Arbeit im vergütungsrechtlichen Sinne sei auch die vom Arbeitgeber veranlasste Untätigkeit, während derer der Arbeitnehmer am Arbeitsplatz anwesend sein muss und nicht frei über die Nutzung des Zeitraums bestimmen kann, er also weder eine Pause im Sinne des Arbeitszeitgesetzes noch Freizeit hat.

Das vom Arbeitgeber geführte Bautagebuch könne die Kriterien der Objektivität und Verlässlichkeit in arbeitszeitrechtlicher Hinsicht, nach Maßgabe der oben genannten Rechtsprechung des Europäischen Gerichtshofes, nicht erfüllen. Ob das Bautagebuch dem Bauhelfer zugänglich war könne deshalb offenbleiben.
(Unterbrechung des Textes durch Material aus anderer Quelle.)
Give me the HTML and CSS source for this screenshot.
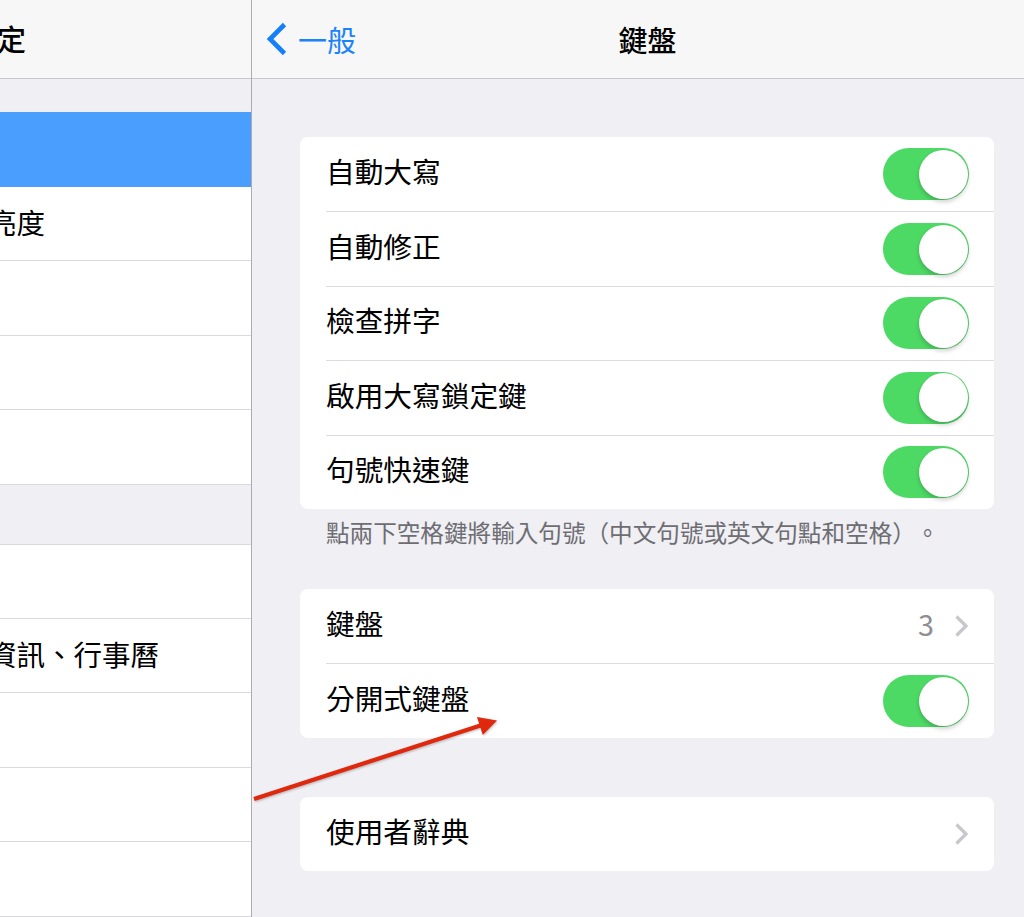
FILE: index.html
```html
<!DOCTYPE html>
<html lang="zh-Hant">
<head>
<meta charset="UTF-8">
<meta name="viewport" content="width=device-width, initial-scale=1.0">
<title>鍵盤</title>
<link rel="stylesheet" href="styles.css">
</head>
<body>
    <div class="screen">
        <!-- 왼쪽 설정 목록 (잘려서 일부만 보임) -->
        <div class="side">
            <div class="side-head"><span class="side-title">定</span></div>
            <div class="side-group first">
                <div class="side-row selected"></div>
                <div class="side-row"><span class="side-label">亮度</span></div>
                <div class="side-row"></div>
                <div class="side-row"></div>
                <div class="side-row"></div>
            </div>
            <div class="side-group">
                <div class="side-row"></div>
                <div class="side-row"><span class="side-label">資訊、行事曆</span></div>
                <div class="side-row"></div>
                <div class="side-row"></div>
                <div class="side-row"></div>
            </div>
        </div>

        <!-- 오른쪽 키보드 설정 -->
        <div class="main">
            <div class="main-head">
                <a class="back" href="#">
                    <svg class="back-icon" width="22" height="34" viewBox="0 0 22 34">
                        <polyline points="18.5,2.5 4,17 18.5,31.5" />
                    </svg>
                    <span>一般</span>
                </a>
                <span class="main-title">鍵盤</span>
                <span></span>
            </div>

            <div class="card first">
                <div class="row"><span class="label">自動大寫</span><span class="switch"><span class="knob"></span></span></div>
                <div class="row"><span class="label">自動修正</span><span class="switch"><span class="knob"></span></span></div>
                <div class="row"><span class="label">檢查拼字</span><span class="switch"><span class="knob"></span></span></div>
                <div class="row"><span class="label">啟用大寫鎖定鍵</span><span class="switch"><span class="knob"></span></span></div>
                <div class="row"><span class="label">句號快速鍵</span><span class="switch"><span class="knob"></span></span></div>
            </div>
            <p class="note">點兩下空格鍵將輸入句號（中文句號或英文句點和空格）。</p>

            <div class="card">
                <div class="row">
                    <span class="label">鍵盤</span>
                    <span class="detail">
                        <span class="value">3</span>
                        <svg class="chev" width="15" height="24" viewBox="0 0 15 24"><polyline points="2.5,2.5 12,12 2.5,21.5" /></svg>
                    </span>
                </div>
                <div class="row"><span class="label">分開式鍵盤</span><span class="switch"><span class="knob"></span></span></div>
            </div>

            <div class="card gap">
                <div class="row">
                    <span class="label">使用者辭典</span>
                    <span class="detail">
                        <svg class="chev" width="15" height="24" viewBox="0 0 15 24"><polyline points="2.5,2.5 12,12 2.5,21.5" /></svg>
                    </span>
                </div>
            </div>
        </div>
    </div>

    <!-- 빨간 화살표 표시 (화면 위에 덮음) -->
    <svg class="arrow" width="1024" height="917" viewBox="0 0 1024 917">
        <line x1="254" y1="799" x2="482" y2="725" />
        <polygon points="497,720.5 482.8,735.1 477,717.1" />
    </svg>
</body>
</html>
```

FILE: styles.css
```css
body{
    margin: 0;
    font-family: "Noto Sans CJK TC", "Noto Sans", sans-serif;
    color: #000;
    position: relative;
    overflow: hidden;
    text-spacing-trim: space-all;
}
.screen{
    display: flex;
    width: 1024px;
    height: 917px;
    overflow: hidden;
    background: #efeff4;
}
/* 왼쪽 목록 */
.side{
    width: 251px;
    flex: none;
    border-right: 1px solid #ababb0;
    overflow: hidden;
}
.side-head{
    height: 78px;
    background: #f7f7f7;
    border-bottom: 1px solid #c8c7cc;
    display: flex;
    align-items: center;
}
.side-title{
    font-size: 29px;
    font-weight: 500;
    margin-left: -3px;
    line-height: 1;
    padding-bottom: 2px;
}
.side-group{
    margin-top: 59px;
    border-top: 1px solid #d9d9dd;
    background: #fff;
}
.side-group.first{
    margin-top: 33px;
    border-top: none;
}
.side-row{
    height: 74.4px;
    box-sizing: border-box;
    border-bottom: 1px solid #dadade;
    display: flex;
    align-items: center;
}
.side-row.selected{
    height: 75px;
    background: #4a9efd;
    border-bottom: none;
}
.side-label{
    font-size: 28.5px;
    margin-left: -12px;
    white-space: nowrap;
    line-height: 1;
    padding-bottom: 2px;
}
/* 오른쪽 본문 */
.main{
    flex: 1;
}
.main-head{
    height: 78px;
    background: #f7f7f7;
    border-bottom: 1px solid #c8c7cc;
    display: grid;
    grid-template-columns: 1fr auto 1fr;
    align-items: center;
    padding-left: 19px;
}
.back{
    display: flex;
    align-items: center;
    margin-left: -5px;
    color: #1a82fb;
    text-decoration: none;
    font-size: 29px;
}
.back-icon{
    margin-right: 10px;
}
.back-icon polyline{
    fill: none;
    stroke: #157efb;
    stroke-width: 4.6;
}
.main-title{
    font-size: 29px;
    font-weight: 500;
}
.card{
    margin: 0 30px 0 48px;
    background: #fff;
    border-radius: 8px;
    padding-left: 26px;
}
.card.first{
    margin-top: 58px;
}
.card.gap{
    margin-top: 59px;
}
.row{
    height: 74.4px;
    box-sizing: border-box;
    padding-right: 25px;
    display: flex;
    align-items: center;
    justify-content: space-between;
    font-size: 28.7px;
}
.row + .row{
    border-top: 1px solid #dcdce0;
}
.label{
    line-height: 1;
    padding-bottom: 6px;
}
.switch{
    width: 86px;
    height: 52px;
    box-sizing: border-box;
    border-radius: 26px;
    background: #4cd964;
    padding: 1.5px;
    display: flex;
    justify-content: flex-end;
}
.knob{
    width: 49px;
    height: 49px;
    border-radius: 50%;
    background: #fff;
    box-shadow: 0 3px 4px rgba(0, 0, 0, 0.18), 0 0 1px rgba(0, 0, 0, 0.15);
}
.detail{
    display: flex;
    align-items: center;
}
.value{
    color: #8e8e93;
    margin-right: 20px;
    line-height: 1;
    padding-bottom: 4px;
}
.chev polyline{
    fill: none;
    stroke: #c7c7cc;
    stroke-width: 3.2;
}
.note{
    margin: 0 30px 0 48px;
    padding: 7px 0 0 26px;
    height: 80px;
    box-sizing: border-box;
    font-size: 23.6px;
    line-height: 32px;
    color: #6d6d72;
    white-space: nowrap;
}
/* 빨간 화살표 */
.arrow{
    position: absolute;
    top: 0;
    left: 0;
    pointer-events: none;
    filter: drop-shadow(1px 1px 1px rgba(0, 0, 0, 0.25));
}
.arrow line{
    stroke: #e0280c;
    stroke-width: 4.2;
}
.arrow polygon{
    fill: #e0280c;
}
```
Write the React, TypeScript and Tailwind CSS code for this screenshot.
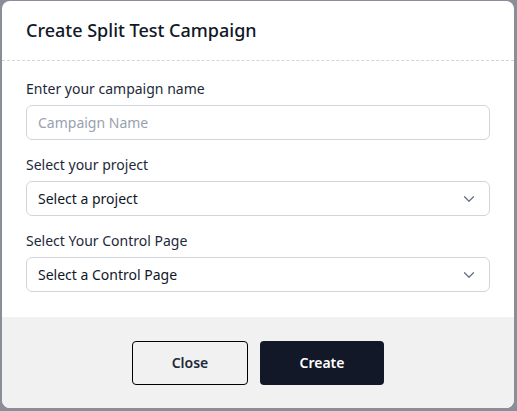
import { ChevronDown } from 'lucide-react';

const font = { fontFamily: '"Noto Sans", "Open Sans", sans-serif' };

const SelectBox = ({ text }: { text: string }) => (
  <div className="flex h-[35px] items-center justify-between rounded-md border border-gray-300 bg-white pl-[11px] pr-[11px] text-sm text-gray-900">
    <span>{text}</span>
    <ChevronDown className="h-[18px] w-[18px] text-gray-500" strokeWidth={1.75} />
  </div>
);

export default function App() {
  return (
    <div className="h-[411px] w-[517px] bg-[#8a8e98] pl-[2px] pt-[1px]" style={font}>
      <div className="flex h-[407px] w-[512px] flex-col overflow-hidden rounded-lg bg-white">
        <div className="flex h-[60px] items-center border-b border-dashed border-gray-300 px-6 pb-[1px]">
          <h2 className="text-lg font-medium text-gray-900">Create Split Test Campaign</h2>
        </div>

        <div className="flex flex-col px-6 pb-[25px] pt-[18px]">
          <label className="mb-1.5 text-sm text-gray-800">Enter your campaign name</label>
          <input
            placeholder="Campaign Name"
            className="h-[35px] rounded-md border border-gray-300 px-[11px] text-sm text-gray-900 placeholder:text-gray-400 outline-none"
          />

          <label className="mb-1.5 mt-[15px] text-sm text-gray-800">Select your project</label>
          <SelectBox text="Select a project" />

          <label className="mb-1.5 mt-[15px] text-sm text-gray-800">Select Your Control Page</label>
          <SelectBox text="Select a Control Page" />
        </div>

        <div className="flex flex-1 items-start justify-center gap-3 bg-[#f1f1f1] pt-6">
          <button className="h-11 w-[116px] rounded border border-black bg-transparent text-sm font-semibold text-gray-800">
            Close
          </button>
          <button className="h-11 w-[124px] rounded bg-[#121827] text-sm font-semibold text-white">
            Create
          </button>
        </div>
      </div>
    </div>
  );
}
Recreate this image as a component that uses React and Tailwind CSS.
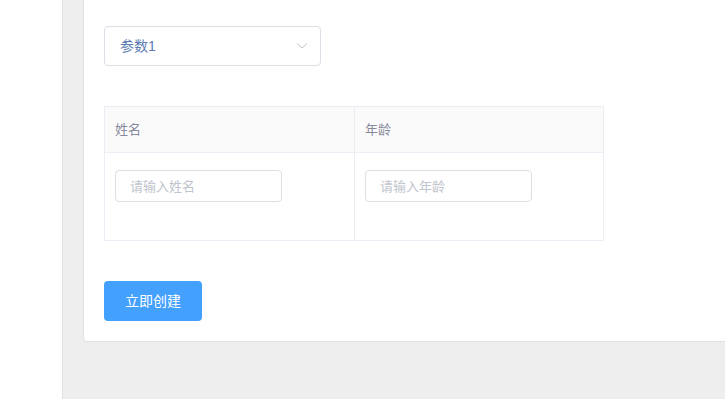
import React, { useState } from 'react';

const App = () => {
  const [param] = useState('参数1');

  return (
    <div className="flex h-[399px] w-[725px] overflow-hidden bg-white font-['Liberation_Sans','Noto_Sans_CJK_SC',sans-serif]">
      <div className="w-[63px] shrink-0 border-r border-[#e2e2e2] bg-white" />
      <div className="flex-1 bg-[#eeeeee] pl-[20px]">
        <div className="-mr-[10px] -mt-[10px] h-[352px] rounded-[4px] border border-[#e0e0e0] bg-white pl-[20px] pt-[35px]">
          <div className="flex h-[40px] w-[217px] items-center justify-between rounded-[4px] border border-[#dcdfe6] pl-[15px] pr-[12px] text-[14px] text-[#5b7bb1]">
            <span>{param}</span>
            <svg width="12" height="8" viewBox="0 0 12 8" fill="none">
              <path d="M1 1.5 L6 6 L11 1.5" stroke="#c0c4cc" strokeWidth="1" />
            </svg>
          </div>

          <div className="mt-[40px] w-[500px] border border-[#ebeef5]">
            <div className="flex h-[45px] bg-[#fafafa] text-[13px] text-[#8a8a9e]">
              <div className="flex w-[250px] items-center border-r border-[#ebeef5] pl-[10px]">姓名</div>
              <div className="flex flex-1 items-center pl-[10px]">年龄</div>
            </div>
            <div className="flex h-[88px] border-t border-[#ebeef5]">
              <div className="w-[250px] border-r border-[#ebeef5] pl-[10px] pt-[17px]">
                <input
                  placeholder="请输入姓名"
                  className="h-[32px] w-[167px] rounded-[4px] border border-[#dcdfe6] px-[14px] text-[13px] outline-none placeholder:text-[#c0c4cc]"
                />
              </div>
              <div className="flex-1 pl-[10px] pt-[17px]">
                <input
                  placeholder="请输入年龄"
                  className="h-[32px] w-[167px] rounded-[4px] border border-[#dcdfe6] px-[14px] text-[13px] outline-none placeholder:text-[#c0c4cc]"
                />
              </div>
            </div>
          </div>

          <button className="mt-[40px] h-[40px] w-[98px] rounded-[4px] bg-[#43a0fd] text-[14px] text-white">
            立即创建
          </button>
        </div>
      </div>
    </div>
  );
};

export default App;
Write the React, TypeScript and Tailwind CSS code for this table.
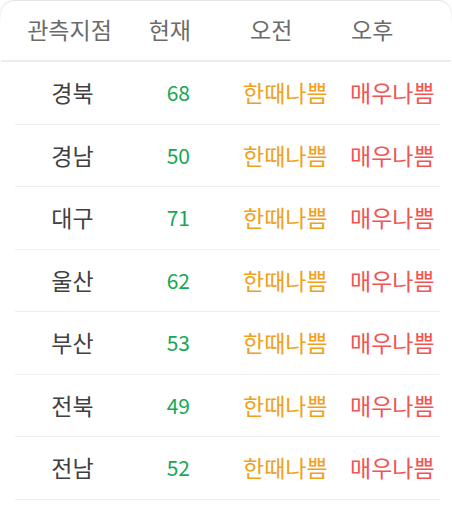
import React from "react";

const rows = [
  ["경북", "68"],
  ["경남", "50"],
  ["대구", "71"],
  ["울산", "62"],
  ["부산", "53"],
  ["전북", "49"],
  ["전남", "52"],
];

export default function App() {
  return (
    <div
      className="w-[452px] h-[508px] bg-white overflow-hidden"
      style={{ fontFamily: '"Noto Sans CJK KR", "Noto Sans", sans-serif' }}
    >
      <div className="w-[452px] rounded-t-[14px] p-px pb-0 bg-linear-to-b from-[#e4e4e4] to-white to-[40%]">
        <div className="bg-white rounded-t-[13px] flex items-center h-[61px] border-b-2 border-[#ececec] text-[23px] text-[#6b6b6b] leading-none pb-[2px]">
          <div className="w-[137px] text-center">관측지점</div>
          <div className="w-[53px] text-right">현재</div>
          <div className="w-[160px] pl-[59px]">오전</div>
          <div className="flex-1">오후</div>
        </div>
      </div>
      <div className="px-[15px] w-[455px]">
        {rows.map(([name, v]) => (
          <div
            key={name}
            className="flex items-center h-[62.5px] border-b border-[#eeeeee] text-[23px] leading-none"
          >
            <div className="w-[115px] text-center text-[#404040]">{name}</div>
            <div className="w-[60px] text-right text-[#16a853] text-[21px]">{v}</div>
            <div className="w-[160px] pl-[53px] text-[#f0a11a]">한때나쁨</div>
            <div className="flex-1 text-[#f25454]">매우나쁨</div>
          </div>
        ))}
      </div>
    </div>
  );
}
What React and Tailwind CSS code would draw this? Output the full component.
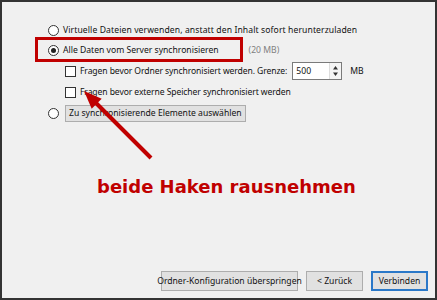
import React from "react";

function Radio({ checked }) {
  return (
    <span className="w-[11px] h-[11px] rounded-full border border-[#333] bg-white flex items-center justify-center shrink-0">
      {checked && <span className="w-[5px] h-[5px] rounded-full bg-[#222]" />}
    </span>
  );
}

function Check() {
  return <span className="w-[11px] h-[11px] border border-[#333] bg-white shrink-0" />;
}

export default function App() {
  return (
    <div
      className="relative w-[437px] h-[300px] border-2 border-[#333] bg-[#f0f0f0] text-[#111] text-[8.6px] whitespace-nowrap flex flex-col overflow-hidden"
      style={{ fontFamily: '"Noto Sans", "Open Sans", sans-serif' }}
    >
      <div className="pl-[46px] pt-[18px] flex flex-col">
        <div className="h-[20px] flex items-center gap-[4px]">
          <Radio />
          <span className="tracking-[0.1px]">Virtuelle Dateien verwenden, anstatt den Inhalt sofort herunterzuladen</span>
        </div>
        <div className="h-[20px] flex items-center gap-[4px]">
          <Radio checked />
          <span>Alle Daten vom Server synchronisieren</span>
          <span className="ml-[26px] text-[#808080]">(20 MB)</span>
        </div>
        <div className="h-[22px] flex items-center pl-[17px] gap-[4px]">
          <Check />
          <span className="tracking-[-0.1px]">Fragen bevor Ordner synchronisiert werden. Grenze:</span>
          <div className="ml-[1px] w-[50px] h-[18px] border border-[#7a7a7a] bg-white flex items-center justify-between pl-[3px]">
            <span>500</span>
            <div className="w-[12px] h-full flex flex-col items-center justify-center border-l border-[#ddd] bg-[#f4f4f4]">
              <svg width="7" height="12" viewBox="0 0 7 12">
                <path d="M3.5 1 L6 4.5 H1 Z" fill="#333" />
                <path d="M3.5 11 L6 7.5 H1 Z" fill="#333" />
              </svg>
            </div>
          </div>
          <span className="ml-[4px]">MB</span>
        </div>
        <div className="h-[20px] flex items-center pl-[17px] gap-[4px]">
          <Check />
          <span className="tracking-[-0.1px]">Fragen bevor externe Speicher synchronisiert werden</span>
        </div>
        <div className="h-[22px] flex items-center gap-[6px]">
          <Radio />
          <span className="h-[17px] px-[3px] flex items-center border border-[#adadad] bg-[#e1e1e1]">
            Zu synchronisierende Elemente auswählen
          </span>
        </div>
      </div>

      <div
        className="mt-[52px] pl-[95px] text-[#c00000] text-[18px] font-bold leading-[22px]"
        style={{ fontFamily: '"DejaVu Sans", Verdana, sans-serif' }}
      >
        beide Haken rausnehmen
      </div>

      <div className="mt-auto mb-[7px] pr-[7px] flex justify-end gap-[8px]">
        <span className="h-[20px] w-[137px] flex items-center justify-center border border-[#adadad] bg-[#e1e1e1]">
          Ordner-Konfiguration überspringen
        </span>
        <span className="h-[20px] w-[57px] flex items-center justify-center border border-[#adadad] bg-[#e1e1e1]">
          &lt; Zurück
        </span>
        <span className="h-[20px] w-[57px] flex items-center justify-center border-2 border-[#2a78c8] bg-[#e1e1e1]">
          Verbinden
        </span>
      </div>

      {/* annotation: red box */}
      <div className="absolute left-[33px] top-[35px] w-[208px] h-[25px] border-[3px] border-[#c00000]" />

      {/* annotation: arrow */}
      <svg className="absolute left-0 top-0" width="437" height="300" viewBox="-2 -2 437 300">
        <line x1="147" y1="154" x2="90" y2="97" stroke="#c00000" strokeWidth="4" />
        <path d="M80 87 L97.7 94.7 L87.7 104.7 Z" fill="#c00000" />
      </svg>
    </div>
  );
}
Der Zahlungsanspruch des Bauhelfers für die Beschaffung einer Ersatzbohrmaschine sei nicht nachgewiesen worden. Grundsätzlich käme ein solcher Anspruch zwar gemäß § 670 BGB analog als Aufwendungsersatzanspruch in Betracht, wenn der Bauhelfer infolge der Beschädigung seiner Bohrmaschine durch Arbeiten des Arbeitgebers einen Schaden erlitten hätte. Allerdings habe der Bauhelfer nicht nachgewiesen, dass eine Beschädigung der Bohrmaschine durch Arbeiten des Arbeitgebers zustande gekommen wäre. Der Bauhelfer konnte die Behauptung des Arbeitgebers, die Bohrmaschine sei bereits defekt gewesen, als der Arbeitgeber versucht habe diese zu benutzen, nicht entkräften.

Eine Berufung zu diesem Urteil wurde zugelassen.